Due diligence- if prospective investors begin to make phone calls, this is a very good sign. Be sure to follow-up with your references to see what they were asking about their perceived interest level. Were they positive or looking for reasons to pass? What were the issues raised? Plan to overcome these objections in future meetings.
Second meeting- the timing of this will depend on the firm and the particular partner style.
Full partner pitch – This is the equivalent of the short list. Be sure to get feedback as to how the partner meeting went.
Term sheet – This may take days or weeks after the full partner meeting and their decision to move forward. The process of negotiating a term sheet is best done with a qualified attorney.
Syndication – depending on the firm, the amount of financing, and other variables, there may be a process of finding a co-investor. This can be trivial or a whole other sales cycle.
Closing – this is where you learn a lot about your prospective investor/partner. Be sure to have a good attorney and to remain focused on the ultimate goal: closing. This stage may take a month or more.
Request feedback
As you progress through these stages it is critically important to know where you stand and the objections may need to be overcome. This means getting feedback. It is remarkable that over half of the entrepreneurs that are invited to give a pitch (already a select minority) never call back. They neglect to follow up or solicit feedback. This is a first test of your entrepreneurial skills. After all, raising money requires sales skills.
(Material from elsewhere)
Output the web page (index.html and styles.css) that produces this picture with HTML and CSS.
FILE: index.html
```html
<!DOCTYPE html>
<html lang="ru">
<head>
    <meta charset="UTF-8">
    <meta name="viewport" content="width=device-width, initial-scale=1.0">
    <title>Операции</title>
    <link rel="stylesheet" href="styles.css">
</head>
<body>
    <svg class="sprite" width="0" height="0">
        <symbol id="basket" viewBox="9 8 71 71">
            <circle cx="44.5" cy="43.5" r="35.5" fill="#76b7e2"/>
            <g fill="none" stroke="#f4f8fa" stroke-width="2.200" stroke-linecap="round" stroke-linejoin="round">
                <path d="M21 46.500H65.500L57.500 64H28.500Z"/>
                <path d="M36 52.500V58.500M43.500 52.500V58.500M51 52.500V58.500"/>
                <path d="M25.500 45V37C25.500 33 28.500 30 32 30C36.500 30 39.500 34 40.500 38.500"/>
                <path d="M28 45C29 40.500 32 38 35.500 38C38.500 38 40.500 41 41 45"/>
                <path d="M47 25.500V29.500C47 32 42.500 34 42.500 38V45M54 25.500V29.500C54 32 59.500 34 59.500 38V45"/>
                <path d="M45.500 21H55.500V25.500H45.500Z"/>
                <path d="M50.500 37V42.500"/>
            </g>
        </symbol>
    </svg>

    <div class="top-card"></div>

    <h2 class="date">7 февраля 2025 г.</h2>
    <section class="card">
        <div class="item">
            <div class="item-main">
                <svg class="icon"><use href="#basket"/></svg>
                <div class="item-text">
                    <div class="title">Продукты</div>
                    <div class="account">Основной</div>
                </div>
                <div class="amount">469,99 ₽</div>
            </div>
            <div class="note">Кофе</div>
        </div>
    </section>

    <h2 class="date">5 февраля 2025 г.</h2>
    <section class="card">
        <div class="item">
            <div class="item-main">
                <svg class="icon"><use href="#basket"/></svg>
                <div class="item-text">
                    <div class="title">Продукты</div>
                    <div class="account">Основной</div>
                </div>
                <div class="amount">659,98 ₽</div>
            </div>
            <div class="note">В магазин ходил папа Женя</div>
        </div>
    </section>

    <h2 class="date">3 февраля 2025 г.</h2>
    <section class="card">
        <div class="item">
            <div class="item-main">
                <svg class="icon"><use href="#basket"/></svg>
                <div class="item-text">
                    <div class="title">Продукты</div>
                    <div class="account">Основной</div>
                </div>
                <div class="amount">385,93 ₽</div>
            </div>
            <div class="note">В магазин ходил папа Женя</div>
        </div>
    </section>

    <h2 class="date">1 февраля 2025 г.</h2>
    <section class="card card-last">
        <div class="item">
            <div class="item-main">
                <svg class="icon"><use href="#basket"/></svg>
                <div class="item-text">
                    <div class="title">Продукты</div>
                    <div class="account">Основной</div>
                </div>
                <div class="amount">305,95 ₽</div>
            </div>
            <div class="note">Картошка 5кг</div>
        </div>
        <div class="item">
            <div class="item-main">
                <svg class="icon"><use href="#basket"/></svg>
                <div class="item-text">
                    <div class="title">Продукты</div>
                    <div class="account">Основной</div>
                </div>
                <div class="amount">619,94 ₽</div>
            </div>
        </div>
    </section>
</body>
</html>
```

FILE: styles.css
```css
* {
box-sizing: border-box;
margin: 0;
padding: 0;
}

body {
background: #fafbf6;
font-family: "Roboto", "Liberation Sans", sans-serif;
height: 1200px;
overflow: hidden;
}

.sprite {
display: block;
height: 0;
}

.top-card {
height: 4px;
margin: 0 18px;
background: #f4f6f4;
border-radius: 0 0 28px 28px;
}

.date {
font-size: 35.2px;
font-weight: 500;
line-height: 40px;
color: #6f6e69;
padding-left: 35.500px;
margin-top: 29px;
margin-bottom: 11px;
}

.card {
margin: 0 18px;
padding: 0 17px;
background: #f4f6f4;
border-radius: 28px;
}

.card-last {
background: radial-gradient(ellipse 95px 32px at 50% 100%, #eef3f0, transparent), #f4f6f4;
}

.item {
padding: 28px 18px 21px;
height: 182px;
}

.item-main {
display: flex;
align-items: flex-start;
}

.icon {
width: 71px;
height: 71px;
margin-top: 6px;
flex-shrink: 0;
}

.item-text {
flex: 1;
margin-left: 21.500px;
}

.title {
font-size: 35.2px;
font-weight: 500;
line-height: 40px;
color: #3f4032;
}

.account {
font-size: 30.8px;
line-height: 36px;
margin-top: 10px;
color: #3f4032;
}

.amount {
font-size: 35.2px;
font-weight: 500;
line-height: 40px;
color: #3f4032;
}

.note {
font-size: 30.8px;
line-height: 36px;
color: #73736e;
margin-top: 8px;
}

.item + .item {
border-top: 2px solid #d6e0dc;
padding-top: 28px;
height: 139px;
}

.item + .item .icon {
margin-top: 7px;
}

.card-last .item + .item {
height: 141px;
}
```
You need to close the business and this means asking for feedback, and ultimately, for the money.
Create urgency
The best outcomes in fundraising generally result from creating a sense of urgency. Most investors are literally overwhelmed with options for where to invest. The challenge is to rise above the rest. The hottest deals manage to create a sense of urgency on the part of investors. So what do investors want to see? Among the characteristics most valued are: Experienced management – a seasoned team may be the biggest variable in the fundraising process. Add a proven CEO and your odds just jumped up. Market momentum – nothing works like real customers. Short of paying customers, prospect references work well. More is better. This will reduce due diligence time by VC’s dramatically. Term sheets coming- if others are showing real interest, this may ignite the firm.
Close, close, close
Raising money from investors is selling at its highest form. It puts you under extreme scrutiny by a variety of skilled analysts and spreadsheet experts. But, if you’ve identified the next big market, recruited a core team of proven professionals, built an interesting product or prototype, and found the right investors, success is sure to follow.
No one said this would be easy, and it isn’t. But the best entrepreneurs know how to sell and to build confidence in themselves as executives. As in any sales process, stay focused and have several alternatives in the pipeline.